§ **What is expected**
Count the lines containing "with". Give the number alone.

§ **Supplied material**
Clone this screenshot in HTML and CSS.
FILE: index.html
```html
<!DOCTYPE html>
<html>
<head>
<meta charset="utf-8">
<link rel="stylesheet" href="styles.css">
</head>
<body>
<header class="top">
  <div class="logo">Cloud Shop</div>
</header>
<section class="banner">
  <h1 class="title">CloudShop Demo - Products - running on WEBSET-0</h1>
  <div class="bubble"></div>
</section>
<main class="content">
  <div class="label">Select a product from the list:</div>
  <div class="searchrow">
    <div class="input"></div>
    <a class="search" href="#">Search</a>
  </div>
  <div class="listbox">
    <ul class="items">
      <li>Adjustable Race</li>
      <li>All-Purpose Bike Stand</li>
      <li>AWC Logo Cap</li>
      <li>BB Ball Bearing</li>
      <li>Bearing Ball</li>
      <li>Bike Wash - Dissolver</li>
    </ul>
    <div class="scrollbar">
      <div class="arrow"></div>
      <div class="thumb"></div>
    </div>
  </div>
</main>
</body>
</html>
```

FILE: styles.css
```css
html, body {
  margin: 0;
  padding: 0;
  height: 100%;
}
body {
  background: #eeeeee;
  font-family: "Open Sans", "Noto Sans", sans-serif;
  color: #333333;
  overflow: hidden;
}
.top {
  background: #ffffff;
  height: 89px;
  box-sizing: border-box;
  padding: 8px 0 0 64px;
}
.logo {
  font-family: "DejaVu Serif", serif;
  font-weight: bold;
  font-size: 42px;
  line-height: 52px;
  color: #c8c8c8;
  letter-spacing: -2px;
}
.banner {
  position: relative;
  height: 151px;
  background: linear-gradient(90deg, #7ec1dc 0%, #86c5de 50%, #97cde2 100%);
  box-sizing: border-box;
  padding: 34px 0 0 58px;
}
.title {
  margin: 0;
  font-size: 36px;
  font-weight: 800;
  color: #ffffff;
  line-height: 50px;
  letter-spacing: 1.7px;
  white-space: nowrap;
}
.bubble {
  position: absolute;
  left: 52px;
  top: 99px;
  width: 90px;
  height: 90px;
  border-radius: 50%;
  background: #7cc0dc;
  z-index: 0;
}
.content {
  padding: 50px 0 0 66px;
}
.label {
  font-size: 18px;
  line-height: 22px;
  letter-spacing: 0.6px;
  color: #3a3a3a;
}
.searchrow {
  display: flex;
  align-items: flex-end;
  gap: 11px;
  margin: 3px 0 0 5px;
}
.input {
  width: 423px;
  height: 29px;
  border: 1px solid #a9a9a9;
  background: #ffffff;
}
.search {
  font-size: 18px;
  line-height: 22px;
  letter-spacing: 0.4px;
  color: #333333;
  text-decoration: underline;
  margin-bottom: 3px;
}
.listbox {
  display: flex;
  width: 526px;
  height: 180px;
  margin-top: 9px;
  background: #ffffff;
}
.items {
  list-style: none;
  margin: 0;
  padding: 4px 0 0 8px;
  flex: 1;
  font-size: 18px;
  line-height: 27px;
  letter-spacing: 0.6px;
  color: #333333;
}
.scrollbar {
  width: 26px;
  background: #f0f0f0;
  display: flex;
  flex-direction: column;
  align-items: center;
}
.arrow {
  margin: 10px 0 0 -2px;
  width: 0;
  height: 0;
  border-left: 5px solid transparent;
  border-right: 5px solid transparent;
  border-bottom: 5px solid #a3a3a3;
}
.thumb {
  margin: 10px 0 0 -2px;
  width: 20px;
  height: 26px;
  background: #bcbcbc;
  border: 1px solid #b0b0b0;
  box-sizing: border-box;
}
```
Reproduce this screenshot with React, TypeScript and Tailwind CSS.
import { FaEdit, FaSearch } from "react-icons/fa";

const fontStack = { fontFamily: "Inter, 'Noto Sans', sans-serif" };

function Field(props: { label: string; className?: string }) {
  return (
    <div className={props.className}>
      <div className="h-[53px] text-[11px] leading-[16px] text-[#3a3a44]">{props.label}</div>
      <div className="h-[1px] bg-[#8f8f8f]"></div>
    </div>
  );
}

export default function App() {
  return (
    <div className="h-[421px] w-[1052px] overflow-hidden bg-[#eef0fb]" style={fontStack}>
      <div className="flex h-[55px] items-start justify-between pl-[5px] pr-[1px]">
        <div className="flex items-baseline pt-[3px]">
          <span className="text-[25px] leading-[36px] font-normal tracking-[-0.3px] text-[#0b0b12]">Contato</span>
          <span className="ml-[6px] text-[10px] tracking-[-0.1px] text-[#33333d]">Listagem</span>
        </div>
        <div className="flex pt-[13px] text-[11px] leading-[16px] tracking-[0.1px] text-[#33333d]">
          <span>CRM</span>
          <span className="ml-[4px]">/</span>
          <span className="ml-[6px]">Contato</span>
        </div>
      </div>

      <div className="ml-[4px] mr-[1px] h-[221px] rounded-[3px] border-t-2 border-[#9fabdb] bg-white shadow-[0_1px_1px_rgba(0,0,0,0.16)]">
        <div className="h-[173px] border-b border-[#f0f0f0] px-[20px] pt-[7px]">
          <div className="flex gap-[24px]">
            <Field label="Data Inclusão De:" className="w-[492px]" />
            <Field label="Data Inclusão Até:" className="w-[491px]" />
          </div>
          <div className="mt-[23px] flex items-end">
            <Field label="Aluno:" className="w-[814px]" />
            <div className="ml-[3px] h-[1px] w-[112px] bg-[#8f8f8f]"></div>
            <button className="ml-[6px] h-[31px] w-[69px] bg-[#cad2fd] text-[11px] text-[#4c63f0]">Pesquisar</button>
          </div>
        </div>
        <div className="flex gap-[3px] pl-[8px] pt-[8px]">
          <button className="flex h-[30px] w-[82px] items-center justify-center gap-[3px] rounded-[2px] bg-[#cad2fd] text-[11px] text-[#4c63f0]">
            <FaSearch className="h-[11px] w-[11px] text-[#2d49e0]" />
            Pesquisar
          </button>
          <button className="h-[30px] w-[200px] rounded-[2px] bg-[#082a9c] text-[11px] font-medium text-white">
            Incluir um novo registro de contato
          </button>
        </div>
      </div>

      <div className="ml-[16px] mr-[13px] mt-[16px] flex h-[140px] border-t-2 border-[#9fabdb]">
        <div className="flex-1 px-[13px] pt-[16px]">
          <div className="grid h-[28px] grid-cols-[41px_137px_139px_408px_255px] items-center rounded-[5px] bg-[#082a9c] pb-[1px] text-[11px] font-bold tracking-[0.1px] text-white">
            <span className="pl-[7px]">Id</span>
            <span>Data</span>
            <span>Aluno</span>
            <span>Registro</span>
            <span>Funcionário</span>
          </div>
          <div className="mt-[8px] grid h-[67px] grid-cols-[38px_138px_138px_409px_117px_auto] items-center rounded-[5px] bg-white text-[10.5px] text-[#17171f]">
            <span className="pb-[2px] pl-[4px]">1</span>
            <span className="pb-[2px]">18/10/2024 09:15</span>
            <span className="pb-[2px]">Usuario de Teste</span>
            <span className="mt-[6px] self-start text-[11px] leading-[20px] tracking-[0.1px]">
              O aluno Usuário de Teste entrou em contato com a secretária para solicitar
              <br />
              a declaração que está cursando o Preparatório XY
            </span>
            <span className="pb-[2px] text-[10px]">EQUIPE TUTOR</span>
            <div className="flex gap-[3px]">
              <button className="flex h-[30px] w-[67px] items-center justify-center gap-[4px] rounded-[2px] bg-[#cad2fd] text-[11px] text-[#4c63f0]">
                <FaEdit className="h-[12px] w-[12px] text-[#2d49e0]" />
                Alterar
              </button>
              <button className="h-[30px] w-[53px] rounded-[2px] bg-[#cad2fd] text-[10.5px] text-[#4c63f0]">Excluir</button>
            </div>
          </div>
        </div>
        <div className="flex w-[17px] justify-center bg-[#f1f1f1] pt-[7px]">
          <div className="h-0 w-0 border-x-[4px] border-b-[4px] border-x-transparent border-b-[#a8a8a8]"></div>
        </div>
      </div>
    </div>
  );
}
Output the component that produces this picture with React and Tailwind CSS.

§ **Correct answer**
2